Experimental study and thermodynamic re-assessment of the Al–B system

• Published in: Journal of alloys and compounds Vol. 384; no. 1-2; pp. 168 - 174
• Main Authors: Mirković, Djordje, Gröbner, Joachim, Schmid-Fetzer, Rainer, Fabrichnaya, Olga, Lukas, Hans Leo
• Format: Journal Article
• Language: English
• Published: Lausanne Elsevier B.V 14.12.2004; Elsevier
• Subjects: Borides; Calorimetry; Condensed matter: structure, mechanical and thermal properties; Exact sciences and technology; Intermetallics; Phase diagram; Physics; Thermal analysis; Thermal properties of condensed matter; Intermetallics; Calorimetry; Borides; Thermal analysis; Phase diagram; Differential scanning calorimetry; Crystal twin; Powders; Melting; Cooling; Enthalpy; Sublimation; Heat flow; Entropy; XRD; Eutectoids; Heat treatments; Heat flux; Heat of formation
• ISSN: 0925-8388; 1873-4669
• DOI: 10.1016/j.jallcom.2004.04.100

Controversial thermodynamic data in previous assessments of the Al–B system were used to identify a key experiment regarding the enthalpy of formation of AlB2 and its peritectic decomposition temperature. Experiments were performed using AlB2 powder purified by vacuum sublimation. Differential scanning calorimetry (DSC) in a heat-flux twin cylindrical Calvet-type calorimetric system was utilized to measure the enthalpy of decomposition and the reaction temperatures. Samples were characterized by X-ray powder diffraction (XRD). Based on that, a comprehensive and consistent re-assessment of the Al–B system was performed. The incongruent melting of AlB2 occurs at 972°C and a eutectoid decomposition of AlB2 at 213°C is predicted from the thermodynamic description.
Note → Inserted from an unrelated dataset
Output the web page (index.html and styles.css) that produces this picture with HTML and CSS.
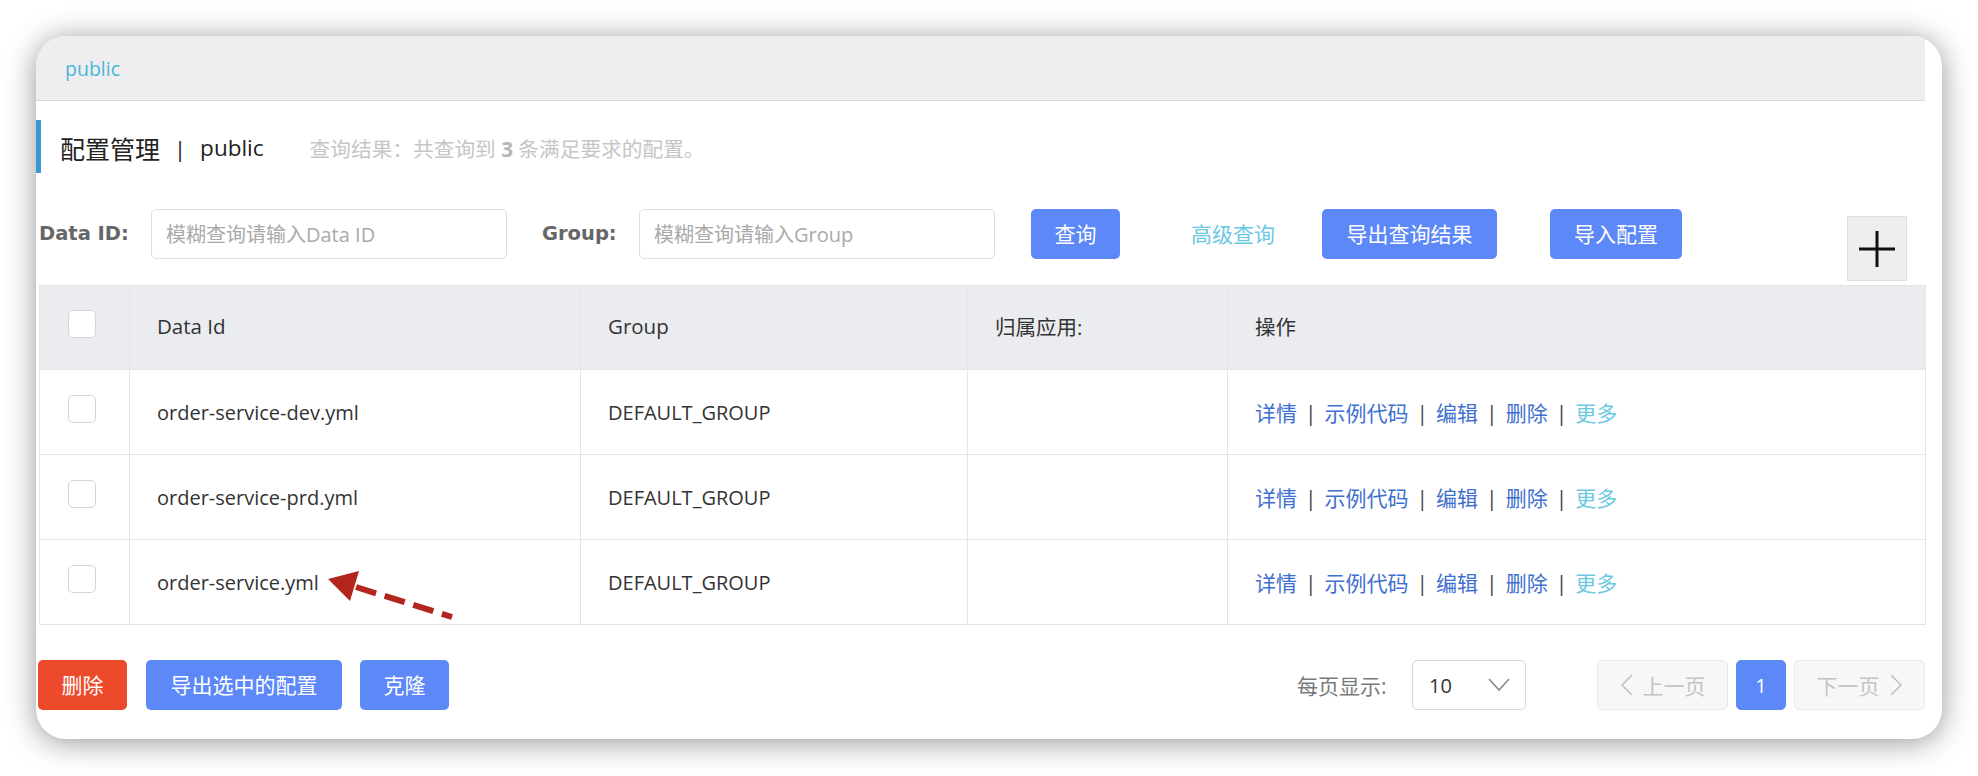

The present enthalpy data are supported by realistic values of absolute entropies of solid Al–B phases. The formation of AlB2 was never observed on cooling, it is extremely sluggish. Upon heating AlB2, the peritectic reaction does not produce perfectly crystalline AlB12. Based on that and constraints in the thermodynamic data, it is derived that the stability range of AlB2 in equilibrium with perfect crystalline AlB12 may be even more narrow than 972–213°C.